*EXERCISE DETAILS:* Using the entries that follow, collect the lines where the word "this" appears.
********************
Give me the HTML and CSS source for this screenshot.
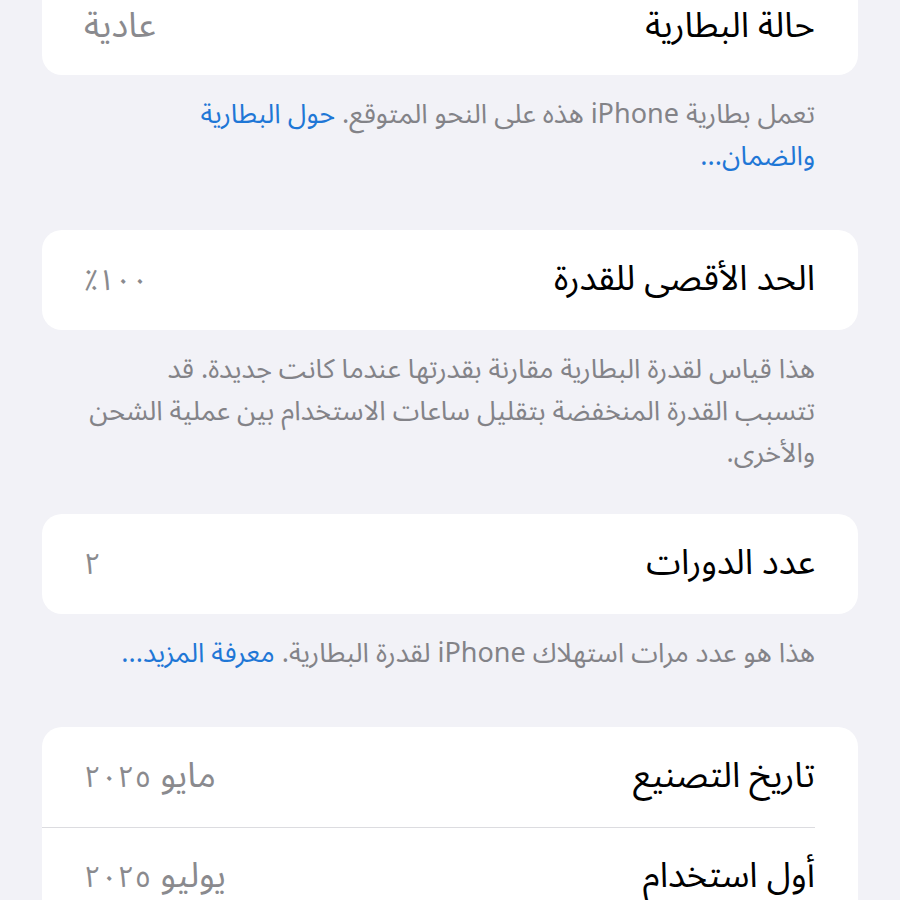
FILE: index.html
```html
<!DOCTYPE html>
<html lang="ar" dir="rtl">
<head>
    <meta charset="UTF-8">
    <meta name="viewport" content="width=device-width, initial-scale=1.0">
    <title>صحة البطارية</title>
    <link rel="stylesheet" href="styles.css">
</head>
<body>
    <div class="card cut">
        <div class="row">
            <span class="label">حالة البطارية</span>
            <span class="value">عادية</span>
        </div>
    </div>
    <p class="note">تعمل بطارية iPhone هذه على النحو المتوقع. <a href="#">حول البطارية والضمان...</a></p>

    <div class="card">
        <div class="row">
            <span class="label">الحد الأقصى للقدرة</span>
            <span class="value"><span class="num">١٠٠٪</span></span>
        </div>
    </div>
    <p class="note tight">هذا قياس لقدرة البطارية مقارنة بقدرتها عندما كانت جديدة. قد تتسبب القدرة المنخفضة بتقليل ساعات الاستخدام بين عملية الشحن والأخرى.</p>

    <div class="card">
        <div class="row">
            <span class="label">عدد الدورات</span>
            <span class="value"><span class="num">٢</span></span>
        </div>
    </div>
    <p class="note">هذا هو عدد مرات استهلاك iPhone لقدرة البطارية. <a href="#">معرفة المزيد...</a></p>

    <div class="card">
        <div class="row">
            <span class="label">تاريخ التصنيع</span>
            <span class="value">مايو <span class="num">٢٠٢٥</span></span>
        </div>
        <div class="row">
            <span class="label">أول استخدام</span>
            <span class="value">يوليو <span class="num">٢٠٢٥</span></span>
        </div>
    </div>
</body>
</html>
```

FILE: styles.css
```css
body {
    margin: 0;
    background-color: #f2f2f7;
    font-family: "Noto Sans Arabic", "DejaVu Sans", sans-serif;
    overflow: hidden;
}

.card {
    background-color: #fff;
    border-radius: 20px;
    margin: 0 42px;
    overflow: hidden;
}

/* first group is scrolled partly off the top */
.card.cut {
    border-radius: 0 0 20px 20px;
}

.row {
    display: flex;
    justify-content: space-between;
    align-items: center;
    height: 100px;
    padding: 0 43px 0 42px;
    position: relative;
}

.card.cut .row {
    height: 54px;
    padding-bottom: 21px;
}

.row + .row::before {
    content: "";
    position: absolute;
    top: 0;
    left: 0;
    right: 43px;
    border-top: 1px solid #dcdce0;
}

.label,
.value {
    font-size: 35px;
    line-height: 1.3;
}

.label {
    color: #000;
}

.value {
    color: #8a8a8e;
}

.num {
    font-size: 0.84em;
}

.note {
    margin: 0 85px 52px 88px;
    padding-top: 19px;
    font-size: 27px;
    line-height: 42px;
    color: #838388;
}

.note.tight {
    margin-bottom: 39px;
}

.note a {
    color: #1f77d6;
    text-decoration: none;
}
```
********************
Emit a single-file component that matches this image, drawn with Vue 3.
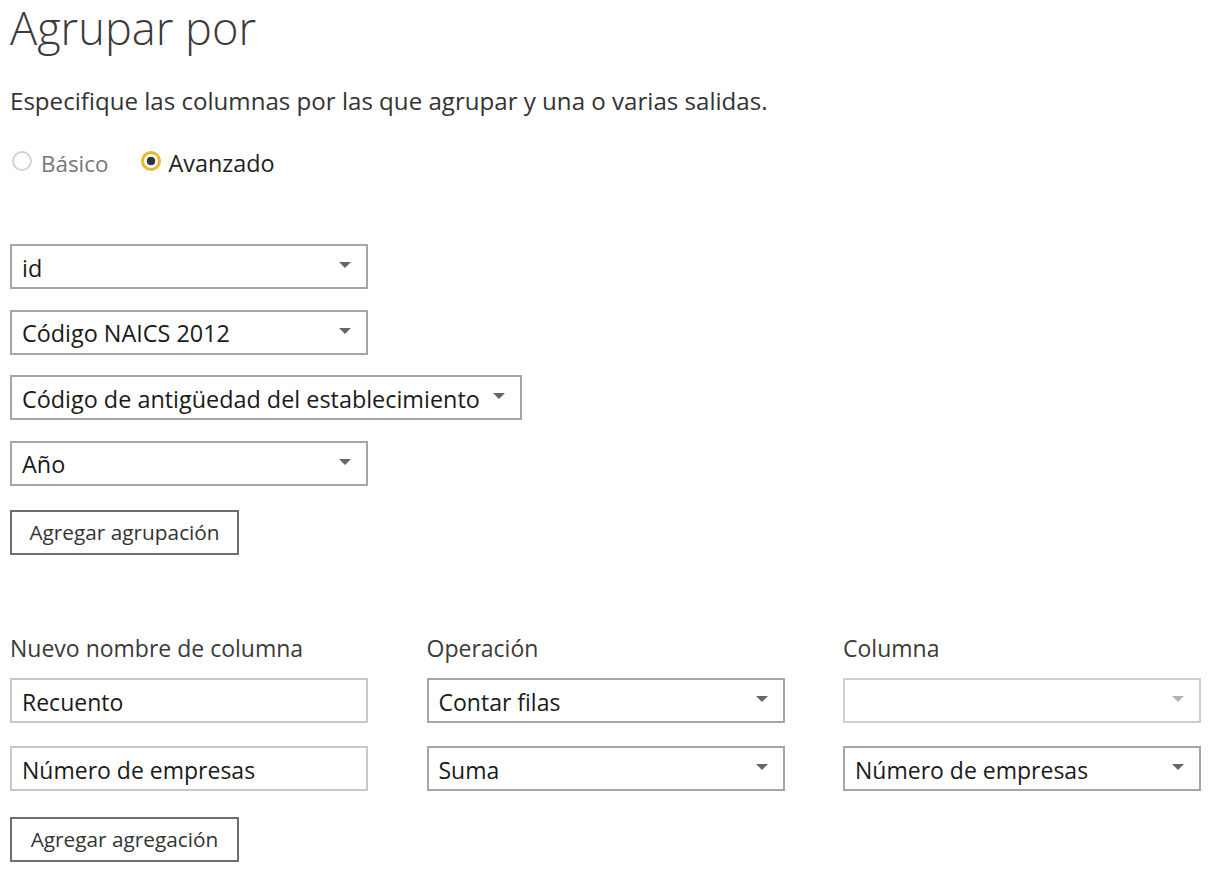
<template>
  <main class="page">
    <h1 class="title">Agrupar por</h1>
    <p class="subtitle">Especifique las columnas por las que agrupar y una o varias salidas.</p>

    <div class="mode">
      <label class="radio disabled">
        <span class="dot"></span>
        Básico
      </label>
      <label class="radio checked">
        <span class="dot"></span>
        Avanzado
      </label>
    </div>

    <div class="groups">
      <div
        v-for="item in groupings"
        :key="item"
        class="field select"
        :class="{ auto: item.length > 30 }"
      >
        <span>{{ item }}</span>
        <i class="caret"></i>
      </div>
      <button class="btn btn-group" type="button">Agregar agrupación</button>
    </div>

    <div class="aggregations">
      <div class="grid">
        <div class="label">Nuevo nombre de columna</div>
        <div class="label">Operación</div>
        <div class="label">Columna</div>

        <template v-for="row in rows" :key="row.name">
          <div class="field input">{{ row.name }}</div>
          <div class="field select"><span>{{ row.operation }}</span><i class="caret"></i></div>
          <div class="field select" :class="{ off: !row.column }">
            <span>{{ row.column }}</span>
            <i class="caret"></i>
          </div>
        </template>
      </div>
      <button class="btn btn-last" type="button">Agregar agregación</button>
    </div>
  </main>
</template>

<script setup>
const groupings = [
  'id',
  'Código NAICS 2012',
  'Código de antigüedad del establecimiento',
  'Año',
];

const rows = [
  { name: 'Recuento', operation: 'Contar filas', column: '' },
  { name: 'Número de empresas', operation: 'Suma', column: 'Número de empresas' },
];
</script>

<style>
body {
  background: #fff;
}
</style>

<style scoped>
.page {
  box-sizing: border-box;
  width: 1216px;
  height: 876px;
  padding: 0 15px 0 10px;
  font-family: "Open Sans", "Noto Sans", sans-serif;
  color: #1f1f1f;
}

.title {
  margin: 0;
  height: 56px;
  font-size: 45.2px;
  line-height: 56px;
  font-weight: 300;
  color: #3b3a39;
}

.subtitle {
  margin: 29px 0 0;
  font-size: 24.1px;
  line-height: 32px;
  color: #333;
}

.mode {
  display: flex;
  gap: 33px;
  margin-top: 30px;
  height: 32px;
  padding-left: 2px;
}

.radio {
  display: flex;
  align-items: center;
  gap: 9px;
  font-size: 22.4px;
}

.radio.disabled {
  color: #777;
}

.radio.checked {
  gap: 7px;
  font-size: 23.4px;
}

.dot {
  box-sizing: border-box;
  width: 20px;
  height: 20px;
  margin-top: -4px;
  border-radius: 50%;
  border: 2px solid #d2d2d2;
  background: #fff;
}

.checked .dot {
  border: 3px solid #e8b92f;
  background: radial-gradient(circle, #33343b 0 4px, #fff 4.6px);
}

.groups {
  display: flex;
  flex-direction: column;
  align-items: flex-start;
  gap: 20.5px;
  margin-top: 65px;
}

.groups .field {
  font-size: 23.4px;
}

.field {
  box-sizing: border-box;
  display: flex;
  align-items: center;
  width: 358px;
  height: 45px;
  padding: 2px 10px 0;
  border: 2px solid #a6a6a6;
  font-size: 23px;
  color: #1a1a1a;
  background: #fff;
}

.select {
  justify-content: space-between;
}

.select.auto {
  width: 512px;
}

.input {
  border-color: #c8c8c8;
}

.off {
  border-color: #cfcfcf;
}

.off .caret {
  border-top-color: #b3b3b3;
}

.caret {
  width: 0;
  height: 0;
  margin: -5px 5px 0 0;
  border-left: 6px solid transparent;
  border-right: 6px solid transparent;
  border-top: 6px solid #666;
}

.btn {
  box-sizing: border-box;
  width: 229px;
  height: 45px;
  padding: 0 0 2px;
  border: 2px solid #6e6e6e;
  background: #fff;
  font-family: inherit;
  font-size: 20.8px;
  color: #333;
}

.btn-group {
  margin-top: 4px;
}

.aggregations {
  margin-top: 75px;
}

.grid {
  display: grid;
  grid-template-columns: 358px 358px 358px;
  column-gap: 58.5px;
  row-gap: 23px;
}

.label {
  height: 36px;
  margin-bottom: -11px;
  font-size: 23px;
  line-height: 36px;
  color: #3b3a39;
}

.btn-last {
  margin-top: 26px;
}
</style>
********************
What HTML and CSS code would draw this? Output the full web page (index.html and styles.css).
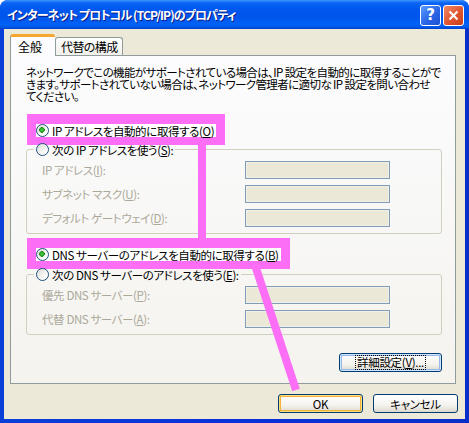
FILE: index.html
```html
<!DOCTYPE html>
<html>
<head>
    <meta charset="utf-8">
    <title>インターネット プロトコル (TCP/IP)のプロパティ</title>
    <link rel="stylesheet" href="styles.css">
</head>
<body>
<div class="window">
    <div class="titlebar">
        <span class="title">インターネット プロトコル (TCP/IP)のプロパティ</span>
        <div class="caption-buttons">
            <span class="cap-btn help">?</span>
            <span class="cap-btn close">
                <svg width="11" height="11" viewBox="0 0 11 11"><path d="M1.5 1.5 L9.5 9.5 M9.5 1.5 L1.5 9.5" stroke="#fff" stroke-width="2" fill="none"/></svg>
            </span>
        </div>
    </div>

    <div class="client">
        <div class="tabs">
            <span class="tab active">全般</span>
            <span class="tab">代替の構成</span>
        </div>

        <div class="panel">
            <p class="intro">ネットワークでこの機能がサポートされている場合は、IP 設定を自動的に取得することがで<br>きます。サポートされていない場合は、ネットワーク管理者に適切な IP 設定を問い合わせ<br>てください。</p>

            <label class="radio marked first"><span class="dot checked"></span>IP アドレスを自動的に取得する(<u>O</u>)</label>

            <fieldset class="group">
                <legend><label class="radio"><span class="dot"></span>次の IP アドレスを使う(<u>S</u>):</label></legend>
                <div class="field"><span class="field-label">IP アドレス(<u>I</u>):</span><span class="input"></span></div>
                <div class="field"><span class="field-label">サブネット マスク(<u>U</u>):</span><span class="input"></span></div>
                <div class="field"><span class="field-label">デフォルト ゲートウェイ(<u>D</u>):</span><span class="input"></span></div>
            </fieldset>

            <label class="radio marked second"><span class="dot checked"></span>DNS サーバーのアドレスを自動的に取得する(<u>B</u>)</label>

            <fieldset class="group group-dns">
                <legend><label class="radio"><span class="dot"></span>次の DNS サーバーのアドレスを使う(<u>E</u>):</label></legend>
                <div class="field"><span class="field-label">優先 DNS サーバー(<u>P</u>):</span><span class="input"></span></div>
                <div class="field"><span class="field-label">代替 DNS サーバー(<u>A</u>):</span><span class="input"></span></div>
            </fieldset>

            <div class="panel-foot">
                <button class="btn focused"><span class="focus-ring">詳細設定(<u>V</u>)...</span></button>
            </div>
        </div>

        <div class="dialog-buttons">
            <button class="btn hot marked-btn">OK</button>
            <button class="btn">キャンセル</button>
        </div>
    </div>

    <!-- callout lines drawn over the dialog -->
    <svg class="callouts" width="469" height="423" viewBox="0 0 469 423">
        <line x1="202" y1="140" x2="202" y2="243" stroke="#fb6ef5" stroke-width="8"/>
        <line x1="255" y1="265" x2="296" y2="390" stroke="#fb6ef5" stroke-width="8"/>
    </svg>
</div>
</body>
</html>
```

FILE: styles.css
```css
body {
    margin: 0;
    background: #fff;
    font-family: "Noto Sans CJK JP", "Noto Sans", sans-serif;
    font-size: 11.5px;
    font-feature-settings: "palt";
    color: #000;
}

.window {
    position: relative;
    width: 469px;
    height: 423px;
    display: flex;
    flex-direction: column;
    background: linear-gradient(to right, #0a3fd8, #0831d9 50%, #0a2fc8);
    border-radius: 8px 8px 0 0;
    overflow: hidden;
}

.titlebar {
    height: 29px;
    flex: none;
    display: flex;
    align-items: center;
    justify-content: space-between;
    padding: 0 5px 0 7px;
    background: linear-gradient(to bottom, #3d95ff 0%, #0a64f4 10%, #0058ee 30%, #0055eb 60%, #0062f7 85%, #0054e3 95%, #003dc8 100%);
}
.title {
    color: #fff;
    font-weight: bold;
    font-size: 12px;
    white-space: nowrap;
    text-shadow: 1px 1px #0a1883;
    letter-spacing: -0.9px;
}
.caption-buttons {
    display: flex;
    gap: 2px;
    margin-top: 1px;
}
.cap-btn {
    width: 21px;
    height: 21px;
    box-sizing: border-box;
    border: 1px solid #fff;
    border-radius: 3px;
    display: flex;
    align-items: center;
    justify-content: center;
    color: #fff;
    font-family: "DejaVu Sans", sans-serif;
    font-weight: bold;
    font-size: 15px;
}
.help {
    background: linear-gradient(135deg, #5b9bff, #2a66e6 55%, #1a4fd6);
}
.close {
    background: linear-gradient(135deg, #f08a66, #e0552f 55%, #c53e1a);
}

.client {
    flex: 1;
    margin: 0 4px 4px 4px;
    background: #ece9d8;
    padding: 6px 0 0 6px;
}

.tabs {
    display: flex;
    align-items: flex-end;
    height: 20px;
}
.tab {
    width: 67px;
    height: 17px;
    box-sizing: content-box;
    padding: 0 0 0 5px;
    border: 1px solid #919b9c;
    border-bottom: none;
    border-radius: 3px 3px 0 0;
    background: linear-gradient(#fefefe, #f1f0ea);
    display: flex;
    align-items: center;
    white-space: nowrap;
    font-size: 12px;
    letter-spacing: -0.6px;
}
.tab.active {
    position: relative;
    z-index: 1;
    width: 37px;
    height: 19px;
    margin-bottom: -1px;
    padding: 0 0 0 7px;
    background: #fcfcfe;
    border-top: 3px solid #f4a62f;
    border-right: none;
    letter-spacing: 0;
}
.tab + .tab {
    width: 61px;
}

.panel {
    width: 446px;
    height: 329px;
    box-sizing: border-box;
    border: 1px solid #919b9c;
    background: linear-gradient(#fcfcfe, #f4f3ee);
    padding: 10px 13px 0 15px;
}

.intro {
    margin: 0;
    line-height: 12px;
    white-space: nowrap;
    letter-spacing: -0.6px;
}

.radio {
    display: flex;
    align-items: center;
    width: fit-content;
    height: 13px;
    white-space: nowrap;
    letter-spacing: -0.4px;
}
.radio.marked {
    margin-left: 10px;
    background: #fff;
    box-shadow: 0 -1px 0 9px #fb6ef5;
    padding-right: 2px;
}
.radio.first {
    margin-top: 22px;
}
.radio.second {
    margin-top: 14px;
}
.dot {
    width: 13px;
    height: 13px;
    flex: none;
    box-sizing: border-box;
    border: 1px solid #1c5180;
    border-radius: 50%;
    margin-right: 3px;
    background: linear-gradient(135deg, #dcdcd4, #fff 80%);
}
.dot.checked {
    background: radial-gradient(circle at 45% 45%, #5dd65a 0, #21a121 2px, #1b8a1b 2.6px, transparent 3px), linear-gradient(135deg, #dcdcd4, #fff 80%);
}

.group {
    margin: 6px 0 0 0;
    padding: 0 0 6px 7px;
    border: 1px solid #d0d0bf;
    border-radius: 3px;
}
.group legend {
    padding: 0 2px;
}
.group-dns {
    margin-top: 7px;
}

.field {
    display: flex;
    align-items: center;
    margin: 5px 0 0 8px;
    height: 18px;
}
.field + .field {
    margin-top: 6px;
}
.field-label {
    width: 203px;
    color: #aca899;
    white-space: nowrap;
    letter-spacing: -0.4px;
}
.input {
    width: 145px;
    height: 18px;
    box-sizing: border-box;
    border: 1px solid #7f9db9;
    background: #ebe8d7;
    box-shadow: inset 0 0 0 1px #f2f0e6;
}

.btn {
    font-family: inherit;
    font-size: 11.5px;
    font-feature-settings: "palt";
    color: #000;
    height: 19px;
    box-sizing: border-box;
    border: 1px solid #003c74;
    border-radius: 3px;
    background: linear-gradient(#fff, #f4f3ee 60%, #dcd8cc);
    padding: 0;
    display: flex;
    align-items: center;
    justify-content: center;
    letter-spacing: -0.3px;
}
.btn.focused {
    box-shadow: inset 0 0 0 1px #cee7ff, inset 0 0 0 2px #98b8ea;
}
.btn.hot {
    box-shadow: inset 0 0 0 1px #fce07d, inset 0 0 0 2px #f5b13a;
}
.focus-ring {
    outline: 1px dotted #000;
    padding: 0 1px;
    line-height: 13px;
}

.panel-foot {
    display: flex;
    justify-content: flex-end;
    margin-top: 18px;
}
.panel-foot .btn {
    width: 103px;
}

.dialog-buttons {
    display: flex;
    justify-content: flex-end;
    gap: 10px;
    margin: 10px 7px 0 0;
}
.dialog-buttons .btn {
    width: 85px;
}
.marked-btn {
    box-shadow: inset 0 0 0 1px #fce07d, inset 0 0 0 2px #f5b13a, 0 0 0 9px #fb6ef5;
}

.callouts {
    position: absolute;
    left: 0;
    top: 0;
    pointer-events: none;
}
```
********************
*FINAL RESULT:*
Give me the HTML and CSS source for this screenshot.
Emit a single-file component that matches this image, drawn with Vue 3.
What HTML and CSS code would draw this? Output the full web page (index.html and styles.css).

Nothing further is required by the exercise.